While Royalty argued PAGA incentivizes private lawyers to bring claims against employers, the court framed that as “a concern better addressed to the Legislature” and also noted the limited ability for courts to provide relief under PAGA actions further makes a manageability requirement inappropriate.
The court further rejected Royalty’s arguments regarding its due process rights, finding defendant companies are not prevented from presenting affirmative defenses to PAGA claims and that Royalty specifically hadn’t attempted to present testimony beyond two former employees and one expert witness nor has it established the “due process right to present the individual testimony of each allegedly aggrieved employee.”

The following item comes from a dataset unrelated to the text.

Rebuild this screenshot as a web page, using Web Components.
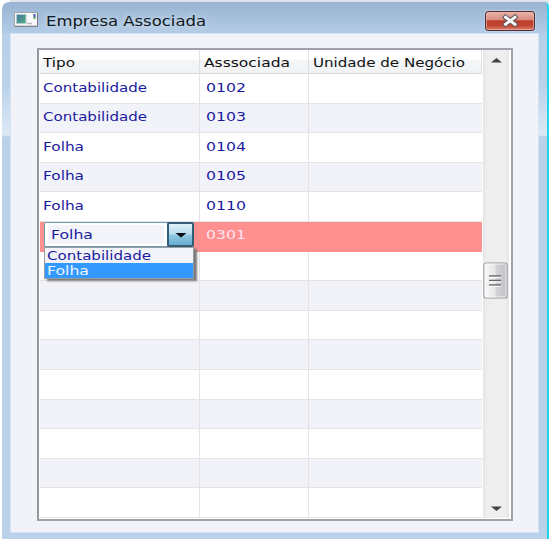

In the Estrada decision. Guerrero noted trial courts remain empowered to limit the types of evidence workers can introduce and have tools beyond outright dismissal to assure effective trial of PAGA claims. Further, with the burden of proof on the worker, she wrote, “it behooves the PAGA plaintiff to ensure that trial of the action is manageable so the maximum number of potential violations may be established.”
The workers are represented by attorneys Rudy Ginez Jr., of Ginez Steinmetz & Associates, of Santa Ana, and Clifton E. Smith, of the CE Smith Law Firm, of Oceanside.
Royalty was represented by attorneys Joseph L. Chairez, Daniel F. Lula, Vartan S. Madoyan, Joseph S. Persoff, David B. Rivkin Jr. and Andrew M. Grossman, from the firm of Baker & Hostetler, of Costa Mesa.
Lawyers from the firms of Munger Tolles & Olson and DLA Piper wrote the support briefs.
The decision has attracted large amounts of attention from California employers and the lawyers who represent them.
Attorney Gerald Maatman, a prominent employer defense lawyer from the firm of Duane Morris, noted the decision "narrows the range of effective defenses employers can mount to defeat PAGA litigation."
“If one views rulings as ‘courthouse door openers’ or ‘courthouse door closers,’ Estrada opens the door to the courthouse for workers, as it makes it easy to prosecute those sorts of claims," Maatman said.